Piet was niet alleen een doelpuntenmachine, maar ook een bikkelharde voetballer. Een paar maanden eerder was hij van het veld gestuurd tijdens de eerstedivisiewedstrijd KFC–ADO. Hij had nagetrapt en kreeg een schorsing van vier wedstrijden, waarvan twee voorwaardelijk. Een paar jaar later, in 1961 werd hij ook van het veld gestuurd nadat hij met PSV in een vriendschappelijke wedstrijd tegen Lanerossi Vicenza de Italiaanse keeper uit de wedstrijd had geschopt. Lanerossi had wel behoefte aan zo’n bikkelharde aanvaller en bood hem prompt een contract aan. Weer vier jaar later, in september 1965, onderstreepte Kruiver, inmiddels terug in Nederland en spelend voor Feijenoord, zijn reputatie door in de Europacupwedstrijd tegen Real Madrid de Spaanse doelman in het net te werken, zodat Hans Kraay het winnende doelpunt kon laten aantekenen. Gescoord met een tulband om zijn bebloede hoofd waarin Feijenoord-verzorger Gerard Meijer vijf krammen had moeten zetten, nadat Kraay een trap tegen zijn hoofd van een speler van Real had gekregen.
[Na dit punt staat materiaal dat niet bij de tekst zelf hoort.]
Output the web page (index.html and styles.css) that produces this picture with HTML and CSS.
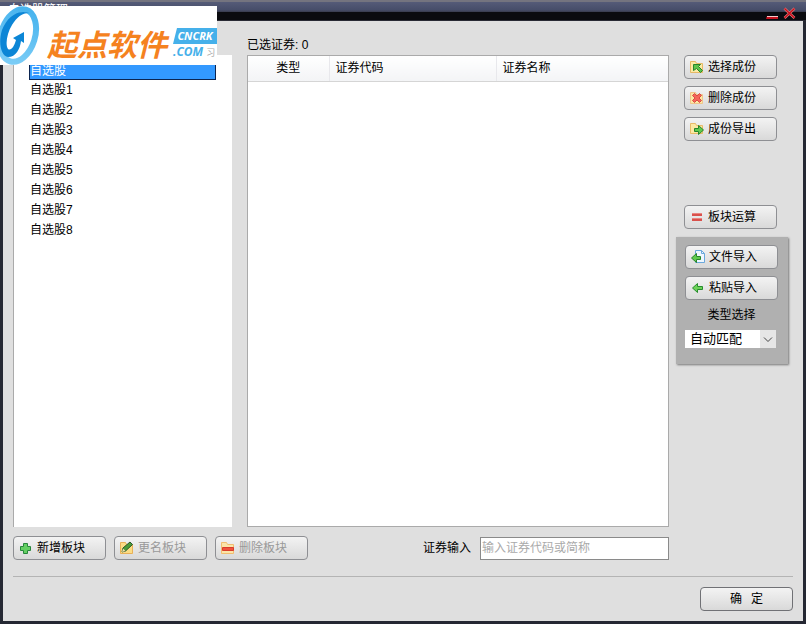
FILE: index.html
```html
<!DOCTYPE html>
<html lang="zh-CN">
<head>
<meta charset="utf-8">
<title>自选股管理</title>
<link rel="stylesheet" href="styles.css">
</head>
<body>
<div class="window">
  <header class="titlebar">
    <h1 class="title">自选股管理</h1>
    <div class="controls">
      <button class="control" type="button" aria-label="最小化">
        <svg width="13" height="14" viewBox="0 0 13 14"><path d="M1 10h11v3H0z" fill="#c4101c"/><path d="M1 10.500h11" stroke="#f6c8c8"/></svg>
      </button>
      <button class="control" type="button" aria-label="关闭">
        <svg width="13" height="14" viewBox="0 0 13 14"><path d="M1.500 2.500l10 9.500M11.500 2.500l-10 9.500" stroke="#e08a8a" stroke-width="2.500"/><path d="M1.500 2.500l10 9.500M11.500 2.500l-10 9.500" stroke="#c8101c" stroke-width="1.600"/></svg>
      </button>
    </div>
  </header>

  <main class="content">
    <div class="panes">
      <ul class="tree">
        <li class="row selected">自选股</li>
        <li class="row">自选股1</li>
        <li class="row">自选股2</li>
        <li class="row">自选股3</li>
        <li class="row">自选股4</li>
        <li class="row">自选股5</li>
        <li class="row">自选股6</li>
        <li class="row">自选股7</li>
        <li class="row">自选股8</li>
      </ul>

      <section class="chosen">
        <h2 class="caption">已选证券: 0</h2>
        <div class="listbox">
          <table class="securities">
            <thead>
              <tr><th class="kind">类型</th><th class="code">证券代码</th><th class="name">证券名称</th></tr>
            </thead>
          </table>
        </div>
      </section>

      <aside class="side">
        <div class="stack">
          <button class="btn" type="button">
            <svg class="icon" viewBox="0 0 16 16"><path d="M1.500 13.500v-11h5l1 2h6v9z" fill="#fbe9a4" stroke="#e5b865"/><path d="M4.500 5.500h7l-2 2 4 4-2 2-4-4-3 2z" fill="#5dc34b" stroke="#27842b"/></svg>
            选择成份
          </button>
          <button class="btn" type="button">
            <svg class="icon" viewBox="0 0 16 16"><path d="M1.500 13.500v-11h5l1 2h6v9z" fill="#fbe9a4" stroke="#efc58a"/><path d="M3.500 5.500l2-2 2.500 2.500 2.500-2.500 2 2-2.500 2.500 2.500 2.500-2 2-2.500-2.500-2.500 2.500-2-2 2.500-2.500z" fill="#f4665a" stroke="#d94c44"/></svg>
            删除成份
          </button>
          <button class="btn" type="button">
            <svg class="icon" viewBox="0 0 16 16"><path d="M1.500 12.500v-10h5l1 2h6v8z" fill="#fbe9a4" stroke="#e8bb68"/><path d="M5.500 7.500h4v-3l5 4.500-5 4.500v-3h-4z" fill="#5ecb4d" stroke="#27842b"/></svg>
            成份导出
          </button>
        </div>
        <button class="btn calc" type="button">
          <svg class="icon" viewBox="0 0 16 16"><path d="M3 4h10v3H3zM3 9h10v3H3z" fill="#d9514c"/><path d="M3 4.500h10M3 9.500h10" stroke="#ea8580"/></svg>
          板块运算
        </button>
        <div class="import">
          <button class="btn" type="button">
            <svg class="icon" viewBox="0 0 16 16"><path d="M5.500 1.500h6l3 3v9h-9z" fill="#eef7ff" stroke="#6ba8dc"/><path d="M11.500 1.500v3h3" fill="none" stroke="#6ba8dc"/><path d="M10.500 7.500h-4v-3l-5 4.500 5 4.500v-3h4z" fill="#5ecb4d" stroke="#27842b"/></svg>
            文件导入
          </button>
          <button class="btn" type="button">
            <svg class="icon" viewBox="0 0 16 16"><path d="M12.500 6.500h-5v-3l-5 4.500 5 4.500v-3h5z" fill="#6cd258" stroke="#278d2d"/></svg>
            粘贴导入
          </button>
          <label class="import-label" for="kind">类型选择</label>
          <div class="select-wrap">
            <select class="select" id="kind"><option>自动匹配</option></select>
            <svg class="chevron" viewBox="0 0 16 18"><path d="M4 7.500l4 4 4-4" fill="none" stroke="#444"/></svg>
          </div>
        </div>
      </aside>
    </div>

    <div class="toolbar">
      <div class="actions">
        <button class="btn" type="button">
          <svg class="icon" viewBox="0 0 16 16"><path d="M5.500 3.500h4v3h3v4h-3v3h-4v-3h-3v-4h3z" fill="#63cf62" stroke="#28863c"/></svg>
          新增板块
        </button>
        <button class="btn" type="button" disabled>
          <svg class="icon" viewBox="0 0 16 16"><path d="M1.500 13.500v-11h5l1 2h6v9z" fill="#fbdc85" stroke="#e8b058"/><path d="M3 12l1-4 7-6 2.500 2.500-7 6.500z" fill="#4a9c38" stroke="#27542a"/><path d="M3 12l1-3.500 2.500 2.500z" fill="#f5dfaa"/></svg>
          更名板块
        </button>
        <button class="btn" type="button" disabled>
          <svg class="icon" viewBox="0 0 16 16"><path d="M1.500 13.500v-11h5l1 2h6v9z" fill="#fbe5a8" stroke="#f0bd70"/><path d="M2.500 7.500h11v3h-11z" fill="#f0523c" stroke="#d83d2b"/></svg>
          删除板块
        </button>
      </div>
      <div class="search">
        <label for="security">证券输入</label>
        <input class="field" id="security" type="text" placeholder="输入证券代码或简称">
      </div>
    </div>

    <footer class="footer">
      <button class="btn ok" type="button"><span>确</span><span>定</span></button>
    </footer>
  </main>

  <div class="watermark">
    <svg class="swirl" viewBox="0 0 41 59">
      <defs><linearGradient id="ring" x1="0" y1="0" x2="0" y2="1"><stop offset="0" stop-color="#48b4ee"/><stop offset="1" stop-color="#7accf6"/></linearGradient></defs>
      <ellipse cx="18" cy="29.500" rx="17" ry="27" transform="rotate(17 18 29.500)" fill="none" stroke="url(#ring)" stroke-width="6"/>
      <path d="M29 7C18 3 7 11 2 24-2 37 1 50 8 51 16 51 20 43 21 35L24 37V26L13 32 16 34C14 41 11 45 8 43 5 39 7 27 12 19 17 11 22 7 29 7Z" fill="#0c86d6"/>
    </svg>
    <span class="brand">起点软件</span>
    <span class="domain"><span class="tag">CNCRK</span><span class="tld">.COM <small>习</small></span></span>
  </div>
</div>
</body>
</html>
```
FILE: styles.css
```css
* { box-sizing: border-box; }

body {
  margin: 0;
  background: #282b36;
  font: 12px/16px "Liberation Sans", "Noto Sans CJK SC", sans-serif;
  color: #000;
}

button, input, select { font: inherit; color: inherit; }

.window {
  position: relative;
  display: flex;
  flex-direction: column;
  min-height: 100vh;
  padding: 0 3px 3px;
  background: #252833;
}

.titlebar {
  display: flex;
  justify-content: space-between;
  height: 21px;
  margin: 0 -3px;
  padding: 0 10px 0 8px;
  background: linear-gradient(#74747f 0 2px, #555b78 2px, #464d69 10px, #383b4c 12px, #0a0b0f 12px 20px, #292a34 20px);
}

.title {
  margin: 0;
  padding-top: 2px;
  font-size: 12px;
  line-height: 16px;
  font-weight: 400;
  color: #fff;
}

.controls { display: flex; gap: 4px; padding-top: 6px; }
.control { width: 13px; height: 14px; padding: 0; border: 0; background: none; }
.control svg { display: block; }

.content {
  flex: 1;
  display: flex;
  flex-direction: column;
  padding: 14px 10px 10px;
  background: #dfdfdf;
}

.panes {
  flex: 1;
  display: grid;
  grid-template-columns: 219px minmax(0, 1fr) 112px;
  padding-right: 5px;
}

.tree {
  margin: 20px 0 0;
  padding: 5px 16px 0 15px;
  list-style: none;
  border-left: 1px solid #aaa;
  background: #fff;
}

.row { height: 20px; padding-left: 1px; line-height: 20px; }
.selected { border: 1px solid #0b2450; padding-left: 0; background: #3399ff; color: #fff; }

.chosen { display: flex; flex-direction: column; margin: 0 7px 0 15px; }
.caption { margin: 0; padding-top: 2px; height: 20px; font-size: 12px; line-height: 16px; font-weight: 400; }
.listbox { flex: 1; border: 1px solid #aaa; background: #fff; }

.securities { width: 100%; border-collapse: collapse; table-layout: fixed; }
.securities th {
  height: 25px;
  padding: 0 6px;
  border-bottom: 1px solid #d5d5d5;
  border-right: 1px solid #e8e8ec;
  background: linear-gradient(#fff, #f3f4f6);
  font-weight: 400;
  text-align: left;
}
.securities .kind { width: 81px; text-align: center; }
.securities .code { width: 167px; }
.securities .name { border-right: 0; }

.side { padding-top: 20px; }
.stack { display: flex; flex-direction: column; gap: 7px; padding-left: 8px; }

.btn {
  display: flex;
  align-items: center;
  gap: 3px;
  width: 93px;
  height: 24px;
  padding: 0 4px;
  border: 1px solid #8e8f93;
  border-radius: 4px;
  background: linear-gradient(#f3f3f3, #d9d9d9);
  white-space: nowrap;
}
.btn:disabled { color: #999; }
.icon { width: 16px; height: 16px; flex: none; }

.calc { margin: 64px 0 0 8px; }

.import {
  display: flex;
  flex-direction: column;
  gap: 7px;
  margin-top: 8px;
  padding: 8px 10px 16px 9px;
  background: #b0b0b0;
  box-shadow: 1px 1px 2px #777;
}
.import-label { text-align: center; }

.select-wrap { position: relative; width: 91px; height: 18px; }
.select {
  width: 100%;
  height: 100%;
  padding: 0 16px 0 5px;
  border: 0;
  border-radius: 0;
  appearance: none;
  background: #fff;
  font-size: 13px;
  line-height: 18px;
}
.chevron {
  position: absolute;
  top: 0;
  right: 0;
  width: 16px;
  height: 18px;
  background: #e6e6e6;
  pointer-events: none;
}

.toolbar {
  display: flex;
  justify-content: space-between;
  margin-top: 9px;
  padding-right: 124px;
}
.actions { display: flex; gap: 8px; }
.search { display: flex; align-items: center; gap: 9px; }
.field {
  width: 189px;
  height: 23px;
  padding: 0 1px;
  border: 1px solid #8a8a8a;
  background: #fff;
}
.field::placeholder { color: #aaa; }

.footer {
  display: flex;
  justify-content: flex-end;
  margin-top: 16px;
  padding-top: 10px;
  border-top: 1px solid #b4b4b4;
}
.ok { gap: 9px; justify-content: center; border-color: #707175; }

/* Site badge laid over the window corner */
.watermark {
  position: absolute;
  top: 6px;
  left: 0;
  display: flex;
  width: 217px;
  height: 59px;
  background: #fff;
}
.swirl { width: 41px; height: 59px; flex: none; }
.brand {
  margin-left: 6px;
  font: italic 700 30px/74px "Noto Sans CJK SC", sans-serif;
  color: #f5821f;
}
.domain { display: flex; flex-direction: column; gap: 1px; margin-left: 6px; padding-top: 22px; }
.tag {
  width: 44px;
  background: #45b0ea;
  clip-path: polygon(4px 0, 100% 0, 100% 100%, 0 100%);
  font: italic 700 11px/16px "Open Sans", sans-serif;
  text-align: center;
  color: #fff;
}
.tld { font: italic 700 12px/14px "Open Sans", sans-serif; color: #45b0ea; white-space: nowrap; }
.tld small { font: 9px/12px "Noto Sans CJK SC", sans-serif; color: #aaa; }
```
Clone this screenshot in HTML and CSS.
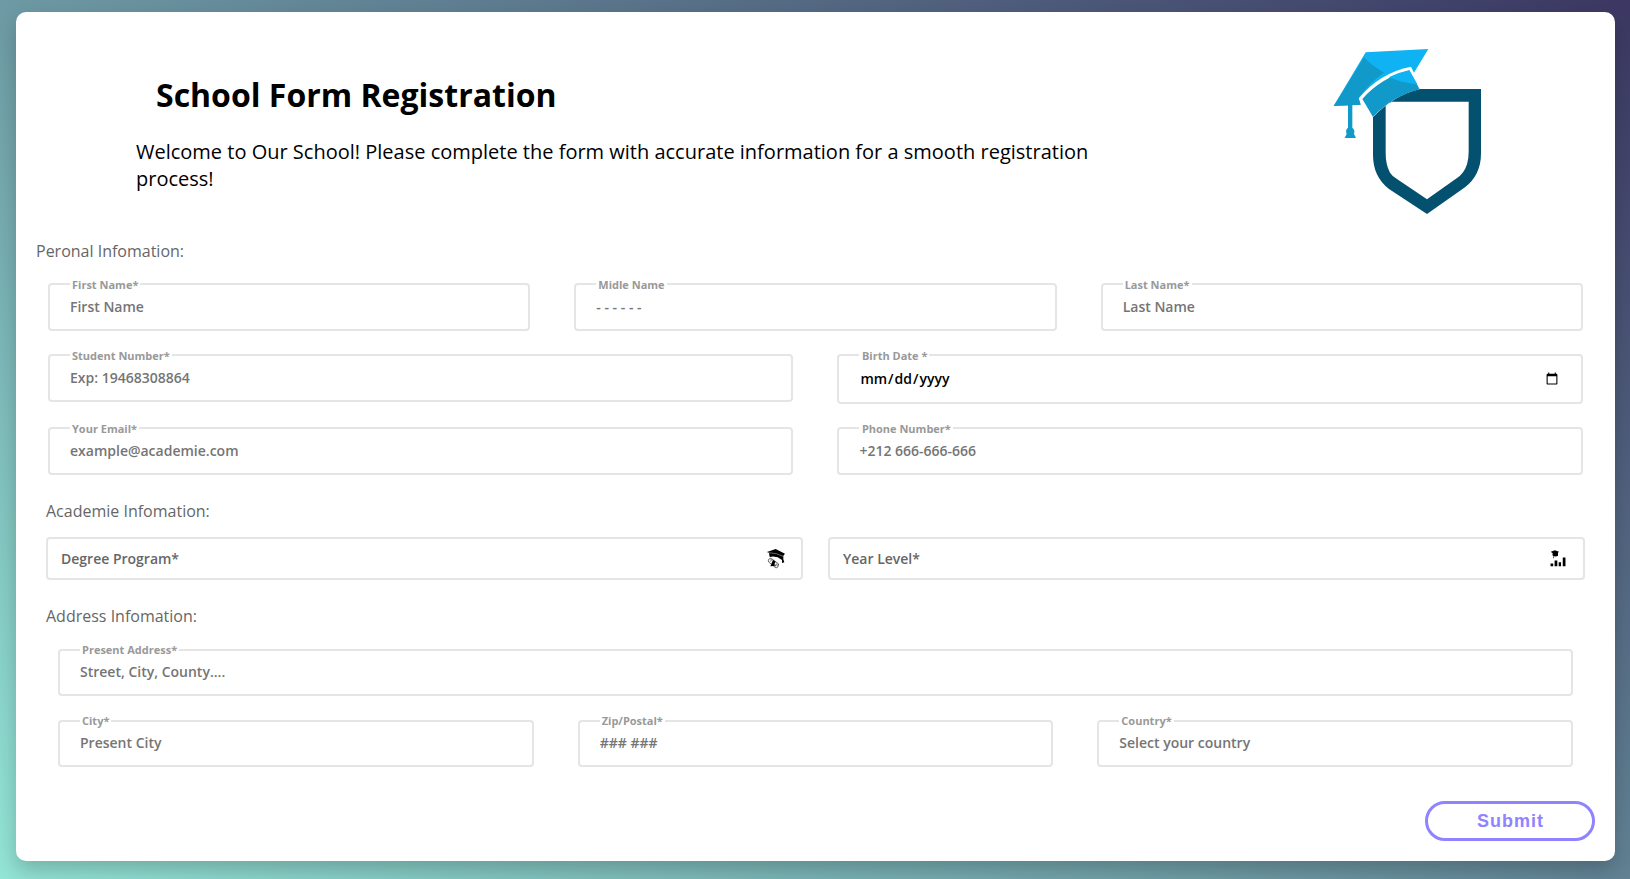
FILE: index.html
```html
<!DOCTYPE html>
<html lang="en">
<head>
<meta charset="utf-8">
<title>School Form Registration</title>
<link rel="stylesheet" href="styles.css">
</head>
<body>
<form class="card">
  <header class="header">
    <div class="intro">
      <h1 class="title">School Form Registration</h1>
      <p class="lead">Welcome to Our School! Please complete the form with accurate information for a smooth registration process!</p>
    </div>
    <svg class="logo" viewBox="0 0 600 600" aria-hidden="true">
      <path fill="#03506f" fill-rule="evenodd" d="M189 262 Q250 196 330 177 H513 V370 Q513 435 465 472 L351 552 L237 477 Q189 440 189 375 Z M227 228 Q236 218 247 215 H476 V365 Q476 405 458 428 Q452 436 440 445 L351 508 L262 448 Q246 438 240 428 Q227 405 227 370 Z"/>
      <path fill="#0fb3f3" d="M167 67 L355 57 L312 128 L303 110 Q210 128 146 205 L152 224 L71 228 Z"/>
      <path fill="#119ac9" d="M162 82 Q185 107 222 128 Q181 155 146 205 L152 224 L71 228 Z"/>
      <path fill="#119ac9" d="M157 207 Q212 144 298 121 L329 178 Q248 198 189 261 Z"/>
      <path fill="#0fb3f3" d="M236 142 Q265 127 298 121 L322 163 Q275 158 236 142 Z"/>
      <path fill="#119ac9" d="M114 224 H127 V293 Q136 300 132 312 L138 324 H104 L110 312 Q105 299 114 293 Z"/>
    </svg>
  </header>

  <section class="section personal">
    <h2 class="section-title">Peronal Infomation:</h2>
    <div class="row three">
      <div class="field"><label class="label" for="first">First Name*</label><input class="input" id="first" placeholder="First Name"></div>
      <div class="field"><label class="label" for="middle">Midle Name</label><input class="input" id="middle" placeholder="- - - - - -"></div>
      <div class="field"><label class="label" for="last">Last Name*</label><input class="input" id="last" placeholder="Last Name"></div>
    </div>
    <div class="row two">
      <div class="field"><label class="label" for="number">Student Number*</label><input class="input" id="number" placeholder="Exp: 19468308864"></div>
      <div class="field date"><label class="label" for="birth">Birth Date *</label><input class="input" id="birth" type="date"></div>
    </div>
    <div class="row two">
      <div class="field"><label class="label" for="email">Your Email*</label><input class="input" id="email" placeholder="example@academie.com"></div>
      <div class="field"><label class="label" for="phone">Phone Number*</label><input class="input" id="phone" placeholder="+212 666-666-666"></div>
    </div>
  </section>

  <section class="section academic">
    <h2 class="section-title">Academie Infomation:</h2>
    <div class="selects">
      <div class="select">
        <span>Degree Program*</span>
        <svg class="degree-icon" viewBox="0 0 54 60" aria-hidden="true">
          <path d="M0 9 L26 0 L54 14 L49 20 V31 L52 40 L45 42 L45 33 Q28 19 8 24 L6 12 Z"/>
          <path fill="none" stroke="#fff" stroke-width="1.2" d="M4 11 L28 14 L48 22"/>
          <path fill="none" stroke="#444" stroke-width="2.4" d="M5 31 Q10 25 15 30 L35 45 Q35 56 27 57 L5 39 Q3 35 5 31 Z M11 29 Q16 33 9 38 M30 43 L24 53 M35 46 L29 50"/>
          <path d="M18 32 L26 38 L22 46 L27 49 L20 51 L10 52 L14 42 Z"/>
        </svg>
      </div>
      <div class="select">
        <span>Year Level*</span>
        <svg class="level-icon" viewBox="0 0 46 50" aria-hidden="true">
          <path d="M2 5 L14 1 L26 5 L23 8 V17 Q14 21 7 16 V9 L4 7 Z M9 19 H11 V24 H9 Z"/>
          <path d="M1 40 H9 V48 H1 Z M13 31 H21 V48 H13 Z M25 36 H32 V48 H25 Z M37 22 H45 V48 H37 Z"/>
        </svg>
      </div>
    </div>
  </section>

  <section class="section address">
    <h2 class="section-title">Address Infomation:</h2>
    <div class="row one">
      <div class="field"><label class="label" for="address">Present Address*</label><input class="input" id="address" placeholder="Street, City, County...."></div>
    </div>
    <div class="row three">
      <div class="field"><label class="label" for="city">City*</label><input class="input" id="city" placeholder="Present City"></div>
      <div class="field"><label class="label" for="zip">Zip/Postal*</label><input class="input" id="zip" placeholder="### ###"></div>
      <div class="field"><label class="label" for="country">Country*</label><input class="input" id="country" placeholder="Select your country"></div>
    </div>
  </section>

  <footer class="footer"><button class="submit" type="button">Submit</button></footer>
</form>
</body>
</html>
```
FILE: styles.css
```css
* { box-sizing: border-box; margin: 0; padding: 0; }

body {
  height: 879px;
  padding: 12px 15px 18px 16px;
  overflow: hidden;
  font-family: "Open Sans", "Noto Sans", sans-serif;
  background: linear-gradient(35deg, #93e5d6, #3b3762);
}

.card {
  display: flex;
  flex-direction: column;
  height: 849px;
  background: #fff;
  border-radius: 10px;
  box-shadow: 0 10px 20px rgba(0, 0, 0, 0.2);
}

.header {
  display: flex;
  justify-content: space-between;
  height: 226px;
  padding: 18px 105px 0 120px;
}

.intro { width: 980px; padding-top: 43px; }

.title {
  margin-left: 20px;
  font-size: 32px;
  line-height: 44px;
  font-weight: 700;
}

.lead { margin-top: 21px; font-size: 20px; line-height: 27px; }

.logo { width: 200px; height: 200px; }

.section-title {
  font-size: 16px;
  font-weight: 400;
  line-height: 22px;
  color: #666;
}

.personal { height: 261px; padding: 2px 32px 0; }
.personal .section-title { margin: 0 0 21px -12px; }
.academic { height: 105px; padding: 1px 30px 0; }
.address { height: 184px; padding: 1px 42px 0; }
.address .section-title { margin: 0 0 22px -12px; }

.row {
  display: grid;
  column-gap: 44px;
  align-items: start;
  margin-bottom: 23px;
}
.one { grid-template-columns: 1fr; }
.two { grid-template-columns: 745.4px 1fr; }
.three { grid-template-columns: 1fr 1fr 1fr; }

.field {
  position: relative;
  height: 48px;
  padding: 0 20px;
  border: 2px solid #e5e5e5;
  border-radius: 4px;
}
.date { height: 50px; }
.address .field { height: 47px; }
.address .row { margin-bottom: 24px; }

.label {
  position: absolute;
  left: 20px;
  top: -8px;
  padding: 0 2px;
  font-size: 11px;
  line-height: 15px;
  font-weight: 700;
  color: #999;
  background: #fff;
}
.two .field:last-child .label { padding-left: 2.5px; }
.address .label { top: -9px; }

.input {
  display: block;
  width: 100%;
  height: 42px;
  border: 0;
  outline: 0;
  background: transparent;
  font: 600 14px/20px "Open Sans", "Noto Sans", sans-serif;
  color: #000;
}
.input::placeholder { color: #757575; }
.address .input { height: 40px; }
.date .input { height: 45px; }

.selects {
  display: grid;
  grid-template-columns: 1fr 1fr;
  column-gap: 25px;
  margin-top: 15px;
}

.select {
  display: flex;
  align-items: center;
  justify-content: space-between;
  height: 43px;
  padding: 0 16px 0 13px;
  border: 2px solid #e5e5e5;
  border-radius: 4px;
  font-size: 14px;
  font-weight: 600;
  color: #666;
}

.degree-icon { width: 18px; height: 20px; }
.level-icon { width: 16px; height: 17px; margin-right: 1px; }

.footer { display: flex; justify-content: flex-end; padding: 13px 20px 0; }

.submit {
  width: 170px;
  height: 40px;
  padding-left: 1px;
  border: 3px solid #9083ff;
  border-radius: 20px;
  background: #fff;
  font: 700 18px "Liberation Sans", Arial, sans-serif;
  letter-spacing: 1px;
  color: #9083ff;
}
```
Met zo’n bikkelharde midvoor als Kruiver had Nederland het misschien wel gered tegen Oostenrijk. Kruiver kon net zo hard schoppen als de Oostenrijkers, en nog wel harder als het moest. Nu moest Nederland, geïmponeerd door de keiharde Oostenrijkers, de voorsprong uit handen geven en verloren ze de wedstrijd met 3–2. Nog hoor ik de ontzette kreet van mevrouw Berghege toen Roel Wiersma bloedend op de sintelbaan naast het spelveld belandde na een grove overtreding van een van de Oostenrijkers. De sfeer aan de Burgemeester Van de Stadtstraat was na afloop zeer bedrukt. 

Voor de returnwedstrijd tegen de Oostenrijkers in het Olympisch Stadion, een halfjaar later, was Kruiver evenmin geslecteerd, ook al had hij inmiddels succesvol gedebuteerd in het Nederlands Elftal. Het bleef 1-1, Abe Lenstra miste in de laatste minuten een prachtkans. Niet Nederland, maar Oostenrijk mocht naar Zweden afreizen, waar het al in de poulefase werd uitgeschakeld. 

Bij opa en oma zagen we op die zondag in juni 1958 hoe de ‘goddelijke kanaries’ van Brazilië de Zweden met 5–2 versloegen. We waren onder de indruk van de zeventienjarige Pelé, van de snelle Garrincha, van Didi, Vavá, van doelman Gilmar. 

'Zaanse Piet'  zou nooit aan een wereldkampioenschap meedoen.